Given the scale of the scandal, a full inquiry will not be easy
The danger, of course, is that this investigation can be challenged by the Trump administration itself, who can delay it, deny it, or put it under the jurisdiction of officials who will aid them, as Nunes has, and as Sessions nearly did before he recused himself. If not given proper oversight, Trump – who has thus far abused executive power, often getting shot down by judges for unconstitutional initiatives – will be in a position akin to a suspected criminal able to select his own judge or delay his own trial.
It is a common tactic of authoritarian leaders facing corruption scandals to attempt to distract the public by engaging in dramatic domestic policy changes or acts of war.
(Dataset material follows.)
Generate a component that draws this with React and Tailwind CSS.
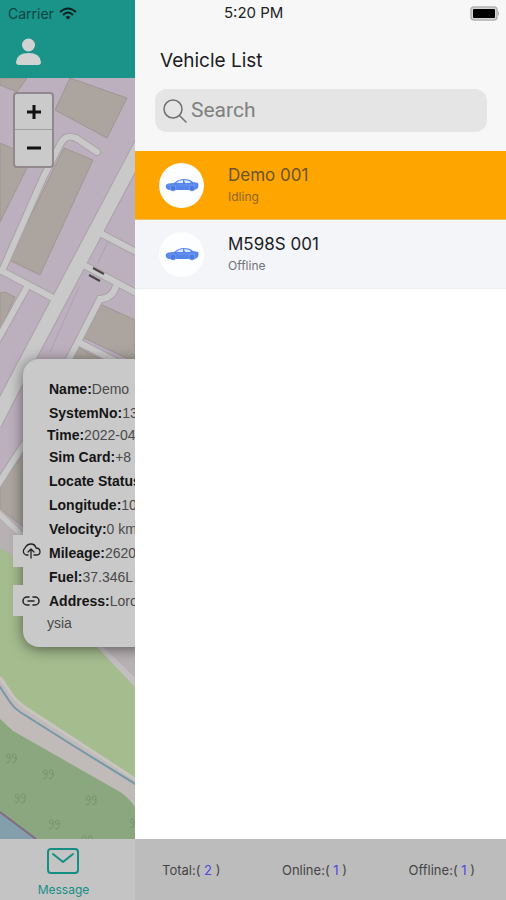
import { clsx } from "clsx";

const details = [
  { label: "Name:", value: "Demo" },
  { label: "SystemNo:", value: "13" },
  { label: "Time:", value: "2022-04", tight: true },
  { label: "Sim Card:", value: "+8" },
  { label: "Locate Status", value: "" },
  { label: "Longitude:", value: "10" },
  { label: "Velocity:", value: "0 km" },
  { label: "Mileage:", value: "2620" },
  { label: "Fuel:", value: "37.346L" },
  { label: "Address:", value: "Loro" },
];

const vehicles = [
  { name: "Demo 001", status: "Idling", active: true },
  { name: "M598S 001", status: "Offline", active: false },
];

const totals = [
  { label: "Total:", count: 2 },
  { label: "Online:", count: 1 },
  { label: "Offline:", count: 1 },
];

const roads = [
  "M97 152L76 138Q66 134 61 143L43 178L2 271",
  "M2 271L53 298",
  "M27 287L-3 341",
  "M100 233L140 254",
  "M80 263L140 295",
  "M116 286Q112 299 100 299L66 365",
  "M78 342L117 362",
  "M24 444L-3 486",
];

const buildings = [
  "70,78 127,98 107,138 55,110",
  "0,78 27,78 17,92 0,85",
  "0,143 30,156 27,168 0,222",
  "64,148 93,160 40,275 9,260",
  "0,293 5,292 15,297 0,330",
  "98,303 135,320 135,362 82,337",
  "77,347 102,360 70,360",
  "0,485 24,454 24,527 0,509",
];

const trees = [
  [5, 753],
  [42, 769],
  [14, 793],
  [85, 795],
  [48, 819],
  [129, 818],
  [81, 835],
];

function MapCanvas() {
  return (
    <svg
      className="absolute inset-0 h-full w-full"
      viewBox="0 78 135 761"
      preserveAspectRatio="xMinYMin slice"
      aria-hidden="true"
    >
      <rect y="78" width="135" height="761" fill="#bdb0be" />
      {buildings.map((points) => (
        <polygon key={points} points={points} fill="#aca59f" stroke="#9f9691" strokeWidth="1" />
      ))}

      {/* streets: darker casing first, then the fill */}
      <g fill="none" stroke="#aaa1a8">
        <path d="M146 136L20 374L-6 424" strokeWidth="16" />
        {roads.map((d) => (
          <path key={d} d={d} strokeWidth="8" strokeLinecap="round" />
        ))}
      </g>
      <g fill="none" stroke="#c9c9c9" strokeLinecap="round">
        <path d="M146 136L20 374L-6 424" strokeWidth="14" />
        {roads.map((d) => (
          <path key={d} d={d} strokeWidth="6" />
        ))}
      </g>
      <path d="M108 241L98 263M79 287L50 352" stroke="#ada1ae" fill="none" />
      <path d="M93 268L104 274M89 275L100 281" stroke="#4b4447" strokeWidth="2" />

      {/* park and canal */}
      <path d="M0 509L24 530L24 600L135 640V700L0 570Z" fill="#b8b1b4" />
      <path d="M-3 512L24 537" stroke="#c9c9c9" strokeWidth="5" />
      <path d="M90 640L140 688" stroke="#c4bfbf" strokeWidth="8" />
      <path d="M0 548Q14 555 30 572L96 646L135 687V839H0Z" fill="#a4bc8e" />
      <path
        d="M0 677L12 695Q17 702 26 708L135 779V807Q129 798 120 792L13 731L0 719Z"
        fill="#c0bab8"
      />
      <path d="M0 677L12 695Q17 702 26 708L135 779" stroke="#c8c5c0" strokeWidth="3" fill="none" />
      <path d="M0 719L13 731L120 792Q129 798 135 807V839H0Z" fill="#8aa77f" />
      <path d="M-2 684L10 702Q14 708 20 712L77 748L137 785" stroke="#7598a8" strokeWidth="2" fill="none" />
      <path d="M0 813L35 839H0Z" fill="#839fab" />
      <path d="M0 812L36 839" stroke="#806b83" strokeWidth="2" />
      <g fill="none" stroke="#76946e">
        {trees.map(([x, y]) => (
          <path
            key={`${x}-${y}`}
            transform={`translate(${x} ${y})`}
            d="M5 4A2 2 0 1 1 5 2V7L3 10M11 4A2 2 0 1 1 11 2V7L9 10M1 9L3 10M7 9L9 10"
          />
        ))}
      </g>
    </svg>
  );
}

function WifiIcon() {
  return (
    <svg viewBox="0 0 18 13" className="h-[13px] w-[18px]" fill="none" stroke="#06211f" strokeWidth="2">
      <path d="M1 5Q9 -2 17 5M4 8Q9 3 14 8" />
      <path d="M6.500 10Q9 8 11.500 10L9 12.500Z" fill="#06211f" stroke="none" />
    </svg>
  );
}

function BatteryIcon() {
  return (
    <svg viewBox="0 0 30 15" className="h-[15px] w-[30px]">
      <rect x="1" y="1" width="26" height="13" rx="3" fill="#d4d4d4" stroke="#b2b2b2" strokeWidth="1.500" />
      <rect x="3" y="3" width="22" height="9" rx="1" fill="#000" />
      <path d="M28 5Q30 7.500 28 10Z" fill="#a8a8a8" />
    </svg>
  );
}

function CarIcon() {
  return (
    <svg viewBox="0 0 34 14" className="h-[14px] w-[34px]">
      <path
        d="M1 7Q2 5 9 5Q14 1 19 1Q25 1 28 4L33 5Q34 7 33 10L30 12H4Q0 11 1 7Z"
        fill="#5584ea"
      />
      <path d="M11 5Q14 2 18 2V5ZM19 2Q23 2 26 4L25 5H20Z" fill="#dce7fd" />
      <g fill="#4a79e2" stroke="#7ca2f3" strokeWidth="0.800">
        <circle cx="8" cy="10" r="3" />
        <circle cx="27" cy="10" r="3" />
      </g>
      <path d="M2 7H5M12 7H31" stroke="#6d96f0" />
    </svg>
  );
}

function MapPopup() {
  return (
    <div className="absolute left-[23px] top-[281px] w-[300px] rounded-2xl bg-[#c9c9c9] pb-[14px] pl-[26px] pt-[18px] text-[14px] text-[#4a4a4a] shadow-[0_2px_14px_rgba(0,0,0,0.5)]">
      {details.map(({ label, value, tight }) => (
        <p
          key={label}
          className={clsx("whitespace-nowrap", tight ? "-ml-[2px] leading-5" : "leading-6")}
        >
          <b className="text-[#151515]">{label}</b>
          {value}
        </p>
      ))}
      <p className="-ml-[2px] leading-5">ysia</p>
    </div>
  );
}

function MapPane() {
  return (
    <div className="flex w-[135px] shrink-0 flex-col overflow-hidden">
      <header className="h-[78px] bg-[#1a9389] px-2">
        <div className="flex h-[26px] items-center gap-[5px] text-[14px] text-[#0c4541]">
          <span>Carrier</span>
          <WifiIcon />
        </div>
        <button type="button" aria-label="Account" className="ml-2 mt-3 block">
          <svg viewBox="0 0 25 27" className="h-[27px] w-[25px]" fill="#d0d3d2">
            <circle cx="12.500" cy="7" r="6.500" />
            <path d="M0 24Q1 15 12.500 15Q24 15 25 24Q25 27 22 27H3Q0 27 0 24Z" />
          </svg>
        </button>
      </header>

      <main className="relative flex-1 overflow-hidden font-['Liberation_Sans',Arial,sans-serif]">
        <MapCanvas />
        <div className="absolute left-[13px] top-[14px] flex w-[41px] flex-col rounded-[4px] border-2 border-[#8f898c] bg-[#cacaca]">
          <button type="button" aria-label="Zoom in" className="flex h-9 items-center justify-center border-b border-[#a0a0a0]">
            <svg viewBox="0 0 14 14" className="size-[14px]" stroke="#111" strokeWidth="3">
              <path d="M7 0V14M0 7H14" />
            </svg>
          </button>
          <button type="button" aria-label="Zoom out" className="flex h-9 items-center justify-center">
            <svg viewBox="0 0 14 14" className="size-[14px]" stroke="#111" strokeWidth="3">
              <path d="M0 7H14" />
            </svg>
          </button>
        </div>

        <MapPopup />
        <button
          type="button"
          aria-label="Upload"
          className="absolute left-[13px] top-[457px] flex h-8 w-9 items-center justify-center bg-[#c9c9c9]"
        >
          <svg viewBox="0 0 20 16" className="h-4 w-5" fill="none" stroke="#222" strokeWidth="1.300" strokeLinecap="round" strokeLinejoin="round">
            <path d="M7 12H5A4 4 0 0 1 4 5Q6 1 10 1Q14 1 15 5Q19 5 19 9Q19 12 15 12H13M10 15V6M7 9L10 6L13 9" />
          </svg>
        </button>
        <button
          type="button"
          aria-label="Copy link"
          className="absolute left-[13px] top-[507px] flex h-[31px] w-9 items-center justify-center bg-[#c9c9c9]"
        >
          <svg viewBox="0 0 18 10" className="h-[10px] w-[18px]" fill="none" stroke="#222" strokeWidth="1.500" strokeLinecap="round">
            <path d="M7 1H5A4 4 0 0 0 5 9H7M11 1H13A4 4 0 0 1 13 9H11M6 5H12" />
          </svg>
        </button>
      </main>

      <nav className="flex h-[61px] flex-col items-center bg-[#c4c4c4] pr-2">
        <a href="#message" className="flex flex-col items-center pt-[9px] text-[12px] leading-4 text-[#158f84]">
          <svg viewBox="0 0 32 26" className="mb-2 h-[26px] w-8" fill="none" stroke="#158f84" strokeWidth="2" strokeLinecap="round" strokeLinejoin="round">
            <rect x="1" y="1" width="30" height="24" rx="3" />
            <path d="M6 6L16 14L26 6" />
          </svg>
          Message
        </a>
      </nav>
    </div>
  );
}

function VehicleRow({ name, status, active }) {
  return (
    <li className={clsx("border-b", active ? "border-[#f3bd57] bg-[#ffa500]" : "border-[#eceef2] bg-[#f3f5f9]")}>
      <button type="button" className="flex h-[68px] w-full items-center gap-6 pl-6 text-left">
        <span className="flex size-[45px] items-center justify-center rounded-full bg-[#fdfeff]">
          <CarIcon />
        </span>
        <span className="flex flex-col pb-px">
          <span className={clsx("text-[17px] leading-6", active ? "text-[#6b532c]" : "text-[#1d1d1f]")}>
            {name}
          </span>
          <span className={clsx("text-[12px] leading-5", active ? "text-[#8c6726]" : "text-[#707276]")}>
            {status}
          </span>
        </span>
      </button>
    </li>
  );
}

function VehicleDrawer() {
  return (
    <aside className="flex min-w-0 flex-1 flex-col bg-white">
      <header className="h-[151px] bg-[#f7f7f7]">
        <div className="flex h-[26px] items-center justify-between pl-[89px] pr-[6px] text-[15px] text-[#222]">
          <time>5:20 PM</time>
          <BatteryIcon />
        </div>
        <h1 className="pl-[25px] pt-[22px] text-[19px] leading-[26px] text-[#1c1c1e]">Vehicle List</h1>
        <label className="ml-5 mr-[19px] mt-[15px] flex h-[43px] items-center gap-1 rounded-xl bg-[#e5e5e5] pl-2">
          <svg viewBox="0 0 24 24" className="size-6 shrink-0" fill="none" stroke="#6f6f6f" strokeWidth="1.500" strokeLinecap="round">
            <circle cx="10" cy="10" r="9" />
            <path d="M17 17L23 23" />
          </svg>
          <input
            type="search"
            aria-label="Search"
            placeholder="Search"
            className="min-w-0 flex-1 bg-transparent font-[Roboto,sans-serif] text-[21px] text-[#333] outline-none placeholder:text-[#808080]"
          />
        </label>
      </header>

      <ul className="flex-1">
        {vehicles.map((vehicle) => (
          <VehicleRow key={vehicle.name} {...vehicle} />
        ))}
      </ul>

      <footer className="flex h-[61px] items-center justify-between bg-[#bcbcbc] pl-[27px] pr-[31px] pt-[2px] text-[13px] text-[#454545]">
        {totals.map(({ label, count }) => (
          <span key={label}>
            {label}( <span className="text-[#5046e0]">{count}</span> )
          </span>
        ))}
      </footer>
    </aside>
  );
}

export default function App() {
  return (
    <div className="flex min-h-screen font-[Inter,Roboto,sans-serif]">
      <MapPane />
      <VehicleDrawer />
    </div>
  );
}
Trump has already attempted the former (for reasons beyond merely diverting attention away from Russia) and flirted with the latter in his aggressive rhetoric toward North Korea, China, and in military actions in Syria, Iraq, and Yemen.
Given the erratic behavior of not only Trump but members of his administration – and the sheer number of administrative officials who appear to be implicated – it will be difficult to ensure a thorough inquiry. But that is precisely what’s needed, and as quickly and publicly as possible. That the president, ostensibly the protector of our national sovereignty, desperately wants this inquiry ended speaks volumes as to why it must proceed.